Bunnag and Bensley responded with a proposal to divide each dwelling into discrete living, dining, sitting, bathing and sleeping pavilions. "The small footprints of the pavilions allowed us to site them with a minimum of disturbance to the trees," Bensley says. "And we worried about how to link them together later," adds Baldip Singh Bhullar, a YTL Design Group architect who also contributed to the project.

Bensley reserved the most dramatic sites for swimming pools, which he designed "to surprise and to take advantage of the best views." Whenever possible, they were set at the level of the horizon line, which Bunnag feels is "the most powerful element of a beach resort." Many of the living and dining pavilions are also placed strategically to overlook the jade-colored Strait of Malacca. Swathed in a tightly woven blanket of jungle vegetation, the sleeping and bath pavilions are secluded and private.
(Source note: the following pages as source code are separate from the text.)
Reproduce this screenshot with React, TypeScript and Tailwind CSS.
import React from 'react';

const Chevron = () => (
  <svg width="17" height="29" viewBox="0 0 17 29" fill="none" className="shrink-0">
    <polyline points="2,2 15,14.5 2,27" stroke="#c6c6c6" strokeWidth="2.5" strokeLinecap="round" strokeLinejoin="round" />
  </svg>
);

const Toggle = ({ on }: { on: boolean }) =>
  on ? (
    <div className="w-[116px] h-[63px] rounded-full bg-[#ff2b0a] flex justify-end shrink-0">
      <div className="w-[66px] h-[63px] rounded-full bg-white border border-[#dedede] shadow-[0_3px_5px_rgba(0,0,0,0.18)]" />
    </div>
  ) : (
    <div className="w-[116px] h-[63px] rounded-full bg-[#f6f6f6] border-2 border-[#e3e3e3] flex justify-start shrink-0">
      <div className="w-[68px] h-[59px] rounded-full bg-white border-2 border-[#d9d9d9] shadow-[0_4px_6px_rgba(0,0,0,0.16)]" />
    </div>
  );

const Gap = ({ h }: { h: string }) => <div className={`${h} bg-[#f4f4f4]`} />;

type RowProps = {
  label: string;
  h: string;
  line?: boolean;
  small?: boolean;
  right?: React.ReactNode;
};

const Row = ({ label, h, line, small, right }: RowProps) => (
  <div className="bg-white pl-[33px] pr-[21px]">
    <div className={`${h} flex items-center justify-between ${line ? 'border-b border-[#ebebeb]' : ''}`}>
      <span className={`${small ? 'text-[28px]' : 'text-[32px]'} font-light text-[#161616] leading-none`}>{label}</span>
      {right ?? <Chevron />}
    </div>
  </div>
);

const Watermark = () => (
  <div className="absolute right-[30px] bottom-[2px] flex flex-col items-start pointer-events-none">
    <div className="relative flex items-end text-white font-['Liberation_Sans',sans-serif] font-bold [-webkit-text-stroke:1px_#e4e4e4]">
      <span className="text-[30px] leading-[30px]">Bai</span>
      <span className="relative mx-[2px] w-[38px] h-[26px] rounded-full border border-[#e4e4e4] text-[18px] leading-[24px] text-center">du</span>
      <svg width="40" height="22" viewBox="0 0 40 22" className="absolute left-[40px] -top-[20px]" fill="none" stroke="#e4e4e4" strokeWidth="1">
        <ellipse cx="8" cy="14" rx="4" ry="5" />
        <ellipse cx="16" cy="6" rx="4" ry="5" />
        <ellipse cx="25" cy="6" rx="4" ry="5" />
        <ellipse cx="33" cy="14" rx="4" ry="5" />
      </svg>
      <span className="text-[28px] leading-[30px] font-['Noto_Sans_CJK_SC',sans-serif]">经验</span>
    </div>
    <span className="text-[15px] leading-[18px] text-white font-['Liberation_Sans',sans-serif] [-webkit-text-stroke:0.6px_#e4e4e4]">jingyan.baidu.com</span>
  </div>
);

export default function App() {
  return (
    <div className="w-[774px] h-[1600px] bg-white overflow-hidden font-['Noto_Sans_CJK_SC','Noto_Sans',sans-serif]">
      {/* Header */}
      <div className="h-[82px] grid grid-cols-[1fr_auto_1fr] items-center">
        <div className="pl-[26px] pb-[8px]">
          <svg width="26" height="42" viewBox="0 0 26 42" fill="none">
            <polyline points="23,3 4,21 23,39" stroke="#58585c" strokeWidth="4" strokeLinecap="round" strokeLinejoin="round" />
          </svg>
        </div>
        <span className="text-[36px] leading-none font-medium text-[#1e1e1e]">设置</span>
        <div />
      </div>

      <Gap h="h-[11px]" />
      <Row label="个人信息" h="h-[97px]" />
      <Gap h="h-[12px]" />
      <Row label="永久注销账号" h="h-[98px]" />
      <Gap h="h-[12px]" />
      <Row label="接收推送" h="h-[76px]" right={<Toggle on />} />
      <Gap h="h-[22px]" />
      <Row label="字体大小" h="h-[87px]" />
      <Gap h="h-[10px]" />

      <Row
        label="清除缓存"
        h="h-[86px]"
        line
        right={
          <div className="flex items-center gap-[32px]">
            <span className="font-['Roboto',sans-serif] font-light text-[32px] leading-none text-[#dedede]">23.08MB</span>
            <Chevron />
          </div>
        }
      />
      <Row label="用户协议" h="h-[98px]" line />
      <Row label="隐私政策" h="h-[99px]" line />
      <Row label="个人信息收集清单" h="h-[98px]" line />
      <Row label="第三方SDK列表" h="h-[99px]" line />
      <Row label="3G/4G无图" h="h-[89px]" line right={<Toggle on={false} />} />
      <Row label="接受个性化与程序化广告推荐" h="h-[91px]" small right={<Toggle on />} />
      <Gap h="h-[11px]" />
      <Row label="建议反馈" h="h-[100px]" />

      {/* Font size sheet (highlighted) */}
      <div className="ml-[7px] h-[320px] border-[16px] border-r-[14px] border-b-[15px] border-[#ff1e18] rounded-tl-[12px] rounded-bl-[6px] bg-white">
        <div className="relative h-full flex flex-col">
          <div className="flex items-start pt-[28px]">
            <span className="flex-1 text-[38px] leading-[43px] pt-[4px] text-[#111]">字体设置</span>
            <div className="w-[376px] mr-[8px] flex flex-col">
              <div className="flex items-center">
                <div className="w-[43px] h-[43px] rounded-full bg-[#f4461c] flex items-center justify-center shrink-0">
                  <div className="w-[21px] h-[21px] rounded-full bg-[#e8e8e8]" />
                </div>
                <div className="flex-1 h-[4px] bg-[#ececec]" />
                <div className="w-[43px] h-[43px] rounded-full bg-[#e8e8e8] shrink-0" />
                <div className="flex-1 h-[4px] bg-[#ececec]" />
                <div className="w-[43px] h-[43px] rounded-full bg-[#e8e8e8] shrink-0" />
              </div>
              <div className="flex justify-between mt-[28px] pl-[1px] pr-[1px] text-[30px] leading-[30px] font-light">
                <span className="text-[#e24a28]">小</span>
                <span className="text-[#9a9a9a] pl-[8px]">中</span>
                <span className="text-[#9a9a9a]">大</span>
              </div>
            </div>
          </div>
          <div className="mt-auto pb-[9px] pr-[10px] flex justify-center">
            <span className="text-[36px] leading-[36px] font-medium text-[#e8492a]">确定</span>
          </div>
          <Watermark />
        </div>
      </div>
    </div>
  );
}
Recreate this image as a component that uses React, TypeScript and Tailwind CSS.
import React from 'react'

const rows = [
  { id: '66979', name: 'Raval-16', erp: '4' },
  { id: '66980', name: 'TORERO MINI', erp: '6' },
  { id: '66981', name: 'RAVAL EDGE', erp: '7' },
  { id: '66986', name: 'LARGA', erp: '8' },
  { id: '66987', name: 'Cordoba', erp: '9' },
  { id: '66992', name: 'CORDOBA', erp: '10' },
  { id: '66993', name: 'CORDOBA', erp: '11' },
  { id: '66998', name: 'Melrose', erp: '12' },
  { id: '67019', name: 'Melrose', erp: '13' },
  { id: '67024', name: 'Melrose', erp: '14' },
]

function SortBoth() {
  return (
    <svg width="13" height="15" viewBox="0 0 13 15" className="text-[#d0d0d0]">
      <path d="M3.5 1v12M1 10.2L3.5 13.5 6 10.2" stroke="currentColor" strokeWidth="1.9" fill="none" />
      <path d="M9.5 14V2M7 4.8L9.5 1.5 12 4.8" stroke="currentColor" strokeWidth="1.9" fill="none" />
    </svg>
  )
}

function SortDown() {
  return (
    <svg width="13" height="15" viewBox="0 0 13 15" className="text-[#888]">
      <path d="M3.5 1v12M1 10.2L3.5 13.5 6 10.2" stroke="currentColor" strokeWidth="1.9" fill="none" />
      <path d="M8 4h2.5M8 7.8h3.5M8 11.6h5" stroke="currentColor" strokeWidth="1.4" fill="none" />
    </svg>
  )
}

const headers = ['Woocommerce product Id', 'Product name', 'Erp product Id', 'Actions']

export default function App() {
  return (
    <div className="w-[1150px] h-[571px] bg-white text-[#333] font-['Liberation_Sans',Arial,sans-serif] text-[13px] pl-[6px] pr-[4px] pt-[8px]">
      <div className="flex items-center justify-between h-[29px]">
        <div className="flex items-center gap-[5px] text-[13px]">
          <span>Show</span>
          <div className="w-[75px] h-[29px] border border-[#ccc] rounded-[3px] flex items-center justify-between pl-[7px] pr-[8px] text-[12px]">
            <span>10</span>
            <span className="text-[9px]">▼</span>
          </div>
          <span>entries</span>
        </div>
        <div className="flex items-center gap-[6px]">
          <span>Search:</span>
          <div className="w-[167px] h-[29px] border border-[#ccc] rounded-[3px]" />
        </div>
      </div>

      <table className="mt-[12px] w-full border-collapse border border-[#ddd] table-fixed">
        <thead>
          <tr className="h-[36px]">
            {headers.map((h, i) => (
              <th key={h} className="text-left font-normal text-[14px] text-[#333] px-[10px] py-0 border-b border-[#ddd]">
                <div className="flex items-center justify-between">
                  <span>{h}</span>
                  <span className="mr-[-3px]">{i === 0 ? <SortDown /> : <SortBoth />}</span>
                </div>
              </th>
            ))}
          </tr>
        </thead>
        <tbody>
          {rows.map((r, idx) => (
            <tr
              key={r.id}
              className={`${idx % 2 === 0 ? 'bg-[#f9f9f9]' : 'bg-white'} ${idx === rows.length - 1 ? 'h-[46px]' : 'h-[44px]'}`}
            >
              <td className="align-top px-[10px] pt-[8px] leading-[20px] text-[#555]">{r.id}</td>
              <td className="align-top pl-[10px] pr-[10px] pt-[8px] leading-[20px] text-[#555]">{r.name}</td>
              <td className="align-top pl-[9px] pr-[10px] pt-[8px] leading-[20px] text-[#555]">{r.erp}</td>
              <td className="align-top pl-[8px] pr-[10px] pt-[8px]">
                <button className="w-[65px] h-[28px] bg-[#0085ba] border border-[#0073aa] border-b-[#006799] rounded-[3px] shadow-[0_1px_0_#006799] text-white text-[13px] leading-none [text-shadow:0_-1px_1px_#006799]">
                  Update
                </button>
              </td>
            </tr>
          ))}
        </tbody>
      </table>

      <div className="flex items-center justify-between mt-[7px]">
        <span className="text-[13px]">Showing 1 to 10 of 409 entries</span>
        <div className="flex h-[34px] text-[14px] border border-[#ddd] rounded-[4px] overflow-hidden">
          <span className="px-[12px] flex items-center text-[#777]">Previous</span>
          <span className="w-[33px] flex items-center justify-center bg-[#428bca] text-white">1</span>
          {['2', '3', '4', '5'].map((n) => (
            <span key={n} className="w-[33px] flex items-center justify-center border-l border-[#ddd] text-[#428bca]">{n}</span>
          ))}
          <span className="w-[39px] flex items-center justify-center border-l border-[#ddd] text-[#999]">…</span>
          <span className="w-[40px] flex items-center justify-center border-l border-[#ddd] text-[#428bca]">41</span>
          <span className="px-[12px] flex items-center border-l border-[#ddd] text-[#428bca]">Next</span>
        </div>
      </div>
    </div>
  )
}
Bunnag embraced a loose interpretation of Malay style in developing an architectural identity for the pavilions. As is typical of his formal—and pointedly playful—approach to resorts, he conceived a different roof form for each of the five main structure types. In the process, he also drew on elements from the Thai and Indonesian vernaculars, both of which are broadly connected to Malay architectural traditions.

The most striking structure of each estate is the classically Malay, octagonal open-air living pavilion with its two-tiered roof. In contrast, the dining pavilion roof is more angular and horizontal. It acts as a visual counterpoint while vaguely calling to mind a Javanese-style house. What unifies the structures is a shared palette of materials—local hardwoods, timber roof shingles, granite and sandstone—and the consistent use throughout of traditional Malay architectural components, such as timber roof ridges and decorative screens.

It is a testament to the working relationship between Bunnag, Bensley and H. L. Lim that the interiors pick up precisely where the architecture and landscape leave off. "With a strong identity for the resort already in place, we were able to view the interiors as tranquil envelopes in which to relax and rest the senses," notes Lim, who worked with Jeffrey A. Wilkes and Richard Farnell on the design.

"We were able to view the interiors as tranquil envelopes in which to relax and rest the senses."

As with the architecture, their general mandate was that the interiors reflect both Malaysia and the region. "There is no such thing as Malaysian furniture, so we decided to improvise a little," Wilkes says. In a sleeping pavilion, for example, an oversize platform bed makes a humorous nod to the typical Malay stilt house. A gold-leafed trunk pays homage to early Chinese settlers. Most of the art objects come from Bali.

"A carved timber leg may evoke a colonial period, while woven wicker and rattan reflect the tropical location," Wilkes explains. "It's all done with a contemporary edge."

Throughout the resort, warm silver grays, woody tans and golden ochers reinforce a quiet tone. "We limited color in the interiors in order to encourage guests to notice the gorgeous little flower that might be blooming outside their window," Wilkes says.

"In a place like Pangkor Laut's Marina Bay, you don't need a lot of decoration," he adds. "Your landscape and gardens are your paintings."